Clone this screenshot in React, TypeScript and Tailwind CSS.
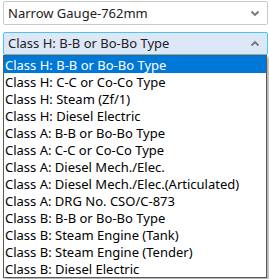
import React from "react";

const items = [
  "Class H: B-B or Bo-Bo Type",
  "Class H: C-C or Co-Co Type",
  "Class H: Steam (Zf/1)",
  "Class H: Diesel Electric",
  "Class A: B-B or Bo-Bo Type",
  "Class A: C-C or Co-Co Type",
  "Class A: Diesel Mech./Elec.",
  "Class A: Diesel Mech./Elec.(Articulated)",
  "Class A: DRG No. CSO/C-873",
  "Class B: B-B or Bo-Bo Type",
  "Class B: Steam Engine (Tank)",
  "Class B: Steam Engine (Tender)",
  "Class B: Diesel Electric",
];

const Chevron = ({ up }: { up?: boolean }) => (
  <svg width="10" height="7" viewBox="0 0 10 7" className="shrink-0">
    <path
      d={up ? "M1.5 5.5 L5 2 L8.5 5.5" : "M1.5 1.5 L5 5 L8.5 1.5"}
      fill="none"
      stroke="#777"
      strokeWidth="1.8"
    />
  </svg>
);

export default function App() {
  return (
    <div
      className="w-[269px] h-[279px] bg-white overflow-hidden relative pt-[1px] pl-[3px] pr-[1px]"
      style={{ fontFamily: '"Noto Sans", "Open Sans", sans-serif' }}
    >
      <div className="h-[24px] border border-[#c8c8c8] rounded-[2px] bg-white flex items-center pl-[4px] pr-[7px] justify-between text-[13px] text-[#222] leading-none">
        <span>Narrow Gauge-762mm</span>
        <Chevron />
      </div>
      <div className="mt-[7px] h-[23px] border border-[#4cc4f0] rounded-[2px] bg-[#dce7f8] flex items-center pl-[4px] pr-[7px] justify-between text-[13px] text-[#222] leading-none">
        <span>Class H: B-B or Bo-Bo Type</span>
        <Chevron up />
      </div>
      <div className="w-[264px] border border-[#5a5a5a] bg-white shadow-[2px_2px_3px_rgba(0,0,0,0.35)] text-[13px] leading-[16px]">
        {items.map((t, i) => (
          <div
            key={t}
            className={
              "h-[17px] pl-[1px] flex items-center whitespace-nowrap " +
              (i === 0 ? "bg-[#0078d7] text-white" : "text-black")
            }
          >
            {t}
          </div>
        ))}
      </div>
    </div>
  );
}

....

■ Aim of the task: Copy the listing exactly. Any image in it stays out of the copy.

■ Solution for this exercise:
Clone this screenshot in React, TypeScript and Tailwind CSS.
import React from "react";

const items = [
  "Class H: B-B or Bo-Bo Type",
  "Class H: C-C or Co-Co Type",
  "Class H: Steam (Zf/1)",
  "Class H: Diesel Electric",
  "Class A: B-B or Bo-Bo Type",
  "Class A: C-C or Co-Co Type",
  "Class A: Diesel Mech./Elec.",
  "Class A: Diesel Mech./Elec.(Articulated)",
  "Class A: DRG No. CSO/C-873",
  "Class B: B-B or Bo-Bo Type",
  "Class B: Steam Engine (Tank)",
  "Class B: Steam Engine (Tender)",
  "Class B: Diesel Electric",
];

const Chevron = ({ up }: { up?: boolean }) => (
  <svg width="10" height="7" viewBox="0 0 10 7" className="shrink-0">
    <path
      d={up ? "M1.5 5.5 L5 2 L8.5 5.5" : "M1.5 1.5 L5 5 L8.5 1.5"}
      fill="none"
      stroke="#777"
      strokeWidth="1.8"
    />
  </svg>
);

export default function App() {
  return (
    <div
      className="w-[269px] h-[279px] bg-white overflow-hidden relative pt-[1px] pl-[3px] pr-[1px]"
      style={{ fontFamily: '"Noto Sans", "Open Sans", sans-serif' }}
    >
      <div className="h-[24px] border border-[#c8c8c8] rounded-[2px] bg-white flex items-center pl-[4px] pr-[7px] justify-between text-[13px] text-[#222] leading-none">
        <span>Narrow Gauge-762mm</span>
        <Chevron />
      </div>
      <div className="mt-[7px] h-[23px] border border-[#4cc4f0] rounded-[2px] bg-[#dce7f8] flex items-center pl-[4px] pr-[7px] justify-between text-[13px] text-[#222] leading-none">
        <span>Class H: B-B or Bo-Bo Type</span>
        <Chevron up />
      </div>
      <div className="w-[264px] border border-[#5a5a5a] bg-white shadow-[2px_2px_3px_rgba(0,0,0,0.35)] text-[13px] leading-[16px]">
        {items.map((t, i) => (
          <div
            key={t}
            className={
              "h-[17px] pl-[1px] flex items-center whitespace-nowrap " +
              (i === 0 ? "bg-[#0078d7] text-white" : "text-black")
            }
          >
            {t}
          </div>
        ))}
      </div>
    </div>
  );
}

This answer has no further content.